• GOAL: From the listing below, extract each line containing the string "code".

• DATA EXTRACT:
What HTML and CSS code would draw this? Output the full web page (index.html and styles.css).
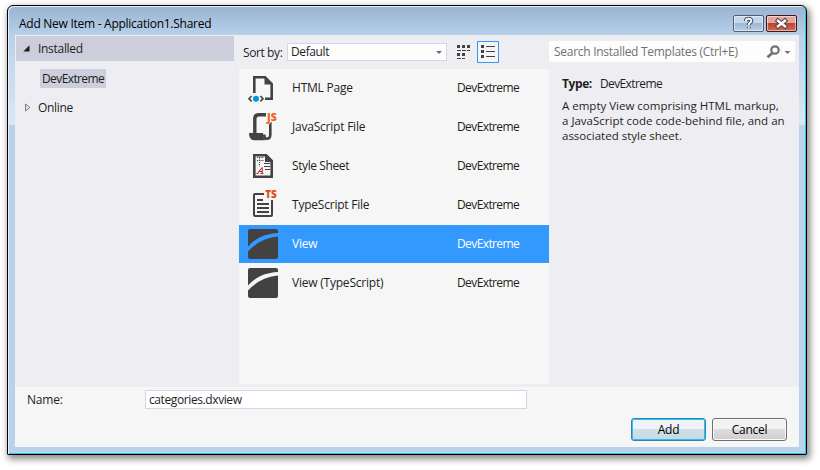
FILE: index.html
```html
<!DOCTYPE html>
<html lang="en">
<head>
<meta charset="utf-8">
<title>Add New Item</title>
<link rel="stylesheet" href="styles.css">
</head>
<body>
<div class="window">
  <header class="titlebar">
    <span class="title">Add New Item - Application1.Shared</span>
    <div class="captions">
      <button class="caption help" aria-label="Help"><svg width="29" height="15" viewBox="0 0 29 15"><path d="M11.8 5.2C12 1.8 18 2 17.3 5.2C17 7 14.7 6.8 14.7 9M14.7 10.7V12.3" fill="none" stroke="#4b5364" stroke-width="4"/><path d="M11.8 5.2C12 1.8 18 2 17.3 5.2C17 7 14.7 6.8 14.7 9M14.7 10.7V12.3" fill="none" stroke="#fff" stroke-width="1.8"/></svg></button>
      <button class="caption close" aria-label="Close"><svg width="29" height="15" viewBox="0 0 29 15"><path d="M11 4.8L18 10.2M18 4.8L11 10.2" stroke="#57434b" stroke-width="4.6" stroke-linecap="square"/><path d="M11 4.8L18 10.2M18 4.8L11 10.2" stroke="#fff" stroke-width="2.4" stroke-linecap="square"/></svg></button>
    </div>
  </header>
  <div class="client">
    <main class="panes">
      <nav class="tree">
        <div class="node root"><svg width="7" height="7"><path d="M6.5 .3V6.5H.3Z" fill="#1e1e1e"/></svg>Installed</div>
        <div class="leaf"><span>DevExtreme</span></div>
        <div class="node online"><svg width="6" height="9"><path d="M.6 1L4.8 4.5L.6 8Z" fill="none" stroke="#777"/></svg>Online</div>
      </nav>
      <section class="templates">
        <div class="toolbar">
          <span class="sort-label">Sort by:</span>
          <div class="combo"><span>Default</span><svg width="6" height="3"><path d="M0 0H6L3 3Z" fill="#717171"/></svg></div>
          <svg class="grid-icon" width="14" height="15" fill="#424242"><path d="M0 0h3v3H0zM5 0h3v3H5zM10 0h3v3h-3zM0 5h4v1H0zM5 5h4v1H5zM10 5h3v1h-3zM0 8h3v3H0zM5 8h3v3H5zM0 13h4v1H0zM5 13h3v1H5z"/></svg>
          <div class="list-view"><svg width="15" height="14" fill="#424242"><path d="M0 0h3v3H0zM5 1h9v1H5zM0 5h3v3H0zM5 6h9v1H5zM0 10h3v3H0zM5 11h9v1H5z"/></svg></div>
        </div>
        <div class="list">
          <div class="row"><svg class="icon" width="30" height="30"><path d="M6.3 20V4.3H17L23.7 11V25.7H17" fill="none" stroke="#424242" stroke-width="2.6"/><path d="M16.5 3L25 11.5H16.5Z" fill="#424242"/><circle cx="8" cy="25.7" r="3" fill="#0096db"/><path d="M3.6 23L1 25.7L3.6 28.4M12.4 23L15 25.7L12.4 28.4" fill="none" stroke="#424242" stroke-width="1.6"/></svg><span class="name">HTML Page</span><span class="category">DevExtreme</span></div>
          <div class="row"><svg class="icon" width="30" height="30"><path d="M18 2.7H10.5Q6.8 2.7 6.8 7V21" fill="none" stroke="#424242" stroke-width="3.4"/><path d="M22.3 10V22.5Q22.3 26.8 18.8 26.8Q16.2 26.8 16.2 22.5" fill="none" stroke="#424242" stroke-width="2.6"/><path d="M1 21H15V24Q15.2 27 18 28.2H6Q1 28 1 21Z" fill="#424242"/><text x="19" y="8.5" class="tag js">JS</text></svg><span class="name">JavaScript File</span><span class="category">DevExtreme</span></div>
          <div class="row"><svg class="icon" width="30" height="30"><path d="M6.3 4.3H18L23.7 10V25.7H6.3Z" fill="#f6f6f6" stroke="#424242" stroke-width="2.6"/><path d="M17 3H18.5L25 9.5V11H17Z" fill="#424242"/><path d="M9 6.5h7M9 9.5h7M11.5 6.5v9" fill="none" stroke="#424242" stroke-dasharray="1.2 1"/><path d="M16 12.5h6M16 15.5h6M17 18.5h5" stroke="#424242"/><path d="M8.5 22.5h2M9.3 22.5L14.2 16.5V22.5M10.8 20.5H14.5M12.5 22.5h3" fill="none" stroke="#bd1e2d"/></svg><span class="name sheet">Style Sheet</span><span class="category">DevExtreme</span></div>
          <div class="row"><svg class="icon" width="30" height="30"><path d="M16 4H7Q6 4 6 5V25Q6 26 7 26H23Q24 26 24 25V10" fill="none" stroke="#424242" stroke-width="2"/><path d="M9 10h6M9 14h12M9 18h12M9 22h12" stroke="#424242" stroke-width="1.8"/><text x="17.2" y="8.3" class="tag ts">TS</text></svg><span class="name">TypeScript File</span><span class="category">DevExtreme</span></div>
          <div class="row selected"><svg class="icon" width="30" height="30"><rect width="30" height="30" rx="2" fill="#424242"/><path d="M0 17.5C7 10 15 5 30 4V7.5C16 9 7 15 0 22.5Z" fill="#3399ff"/></svg><span class="name">View</span><span class="category">DevExtreme</span></div>
          <div class="row"><svg class="icon" width="30" height="30"><rect width="30" height="30" rx="2" fill="#424242"/><path d="M0 17.5C7 10 15 5 30 4V7.5C16 9 7 15 0 22.5Z" fill="#f6f6f6"/></svg><span class="name">View (TypeScript)</span><span class="category">DevExtreme</span></div>
        </div>
      </section>
      <aside class="details">
        <div class="search"><span>Search Installed Templates (Ctrl+E)</span><svg width="25" height="14"><circle cx="9" cy="5" r="3.7" fill="none" stroke="#717171" stroke-width="2.2"/><path d="M6.3 8L1.5 12.3" stroke="#717171" stroke-width="2.8"/><path d="M15.5 0V14" stroke="#f2f2f4"/><path d="M18.5 6H24.5L21.5 9Z" fill="#717171"/></svg></div>
        <p class="type"><b>Type:</b><span class="category">DevExtreme</span></p>
        <p class="description">A empty View comprising HTML markup,<br>a JavaScript code code-behind file, and an<br>associated style sheet.</p>
      </aside>
    </main>
    <footer class="footer">
      <div class="field"><label>Name:</label><div class="input">categories.dxview</div></div>
      <div class="actions"><button class="btn primary">Add</button><button class="btn">Cancel</button></div>
    </footer>
  </div>
</div>
</body>
</html>
```
FILE: styles.css
```css
* { box-sizing: border-box; }
body {
  margin: 0;
  width: 820px;
  height: 470px;
  padding: 5px 13px 15px 7px;
  background: #fff;
  overflow: hidden;
  font: 12px/15px "Open Sans", "Noto Sans", sans-serif;
  letter-spacing: -0.4px;
  color: #1e1e1e;
}
svg { display: block; flex: none; }
button { font: inherit; letter-spacing: inherit; padding: 0; }
p { margin: 0; }
.window {
  width: 800px;
  height: 450px;
  padding: 0 7px;
  border: 1px solid #000;
  border-radius: 6px 6px 1px 1px;
  background: linear-gradient(#98b3d1 0, #b9d1ea 30px, #c8daee 65px, #dbe7f4 118px, #b9d1ea 120px);
  box-shadow: inset 1px 1px #e3effa, inset -1px -1px #33c5dc, 2px 3px 7px 1px rgba(0,0,0,.48);
}
.titlebar { height: 29px; display: flex; justify-content: space-between; padding: 9px 2px 0 4px; }
.title { line-height: 18px; letter-spacing: -0.27px; color: #000; }
.captions { display: flex; gap: 2px; }
.caption { width: 31px; height: 17px; border: 1px solid #4f6176; border-radius: 2px; box-shadow: inset 0 0 0 1px rgba(255,255,255,.5); }
.help { background: linear-gradient(#c4d7eb 48%, #9eb9d5 50%, #b8d0e8); }
.close { border-color: #45151b; background: linear-gradient(#e6a79b 45%, #be4430 50%, #cd6d50); }
.client { height: 412px; background: #f6f6f6; }
.panes { height: 352px; display: flex; background: #eeeef2; }
.tree { width: 224px; padding: 1px 5px 0 1px; }
.node { display: flex; align-items: center; letter-spacing: -0.3px; }
.root { height: 25px; padding-left: 7px; gap: 8px; background: #cccedb; }
.leaf { padding: 8px 0 0 24px; letter-spacing: -0.6px; }
.leaf span { display: block; width: 66px; height: 19px; padding-left: 2px; line-height: 19px; background: #cccedb; }
.online { height: 19px; margin-top: 10px; padding-left: 9px; gap: 7px; }
.templates { width: 310px; }
.toolbar { display: flex; height: 34px; padding-left: 4px; align-items: flex-start; }
.sort-label { width: 44px; padding-top: 10px; }
.combo { width: 160px; height: 18px; margin-top: 8px; padding: 0 4px 0 3px; display: flex; align-items: center; justify-content: space-between; background: #fdfdfd; border: 1px solid #d5d6e3; }
.combo span { line-height: 16px; }
.grid-icon { margin: 10px 0 0 10px; }
.list-view { width: 22px; height: 22px; margin: 6px 0 0 6px; padding: 3px; border: 1px solid #3399ff; background: #f6f6f6; }
.list { height: 315px; background: #f6f6f6; }
.row { height: 38px; margin-bottom: 1px; padding-left: 9px; display: flex; align-items: center; }
.row span { padding-bottom: 2px; }
.icon { margin-right: 14px; overflow: visible; }
.name { width: 165px; letter-spacing: -0.22px; }
.sheet { letter-spacing: -0.4px; }
.category { letter-spacing: -0.6px; }
.selected { background: #3399ff; color: #fff; }
.tag { font-weight: 800; letter-spacing: 0; stroke: #f6f6f6; stroke-width: 1.5px; paint-order: stroke; }
.js { font-size: 10.5px; fill: #f16421; }
.ts { font-size: 10px; fill: #e04e12; }
.details { width: 250px; padding-top: 6px; }
.search { width: 246px; height: 21px; padding: 0 4px 0 5px; display: flex; align-items: center; justify-content: space-between; background: #fdfdfd; color: #717171; letter-spacing: -0.28px; }
.type { display: flex; gap: 8px; padding: 14px 0 0 13px; }
.description { padding: 7px 0 0 13px; white-space: nowrap; font-size: 11.5px; letter-spacing: 0; }
.footer { height: 60px; padding: 3px 12px 0; }
.field { display: flex; line-height: 19px; }
.field label { width: 118px; letter-spacing: -0.2px; }
.input { width: 382px; height: 19px; border: 1px solid #d5d6e3; padding-left: 3px; background: #fff; line-height: 17px; }
.actions { display: flex; justify-content: flex-end; gap: 6px; padding-top: 9px; }
.btn { width: 75px; height: 23px; border: 1px solid #707070; border-radius: 3px; background: linear-gradient(#f2f2f2 48%, #dddddd 50%, #cfcfcf); box-shadow: inset 0 0 0 1px #fafafa; color: #000; letter-spacing: -0.25px; }
.primary { border-color: #3c7fb1; background: linear-gradient(#edf3f6 48%, #d0dfe7 50%, #c8d9e2); box-shadow: inset 0 0 0 1px #20c5f5; }
```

• COMPLETE OUTPUT:
What HTML and CSS code would draw this? Output the full web page (index.html and styles.css).
        <p class="description">A empty View comprising HTML markup,<br>a JavaScript code code-behind file, and an<br>associated style sheet.</p>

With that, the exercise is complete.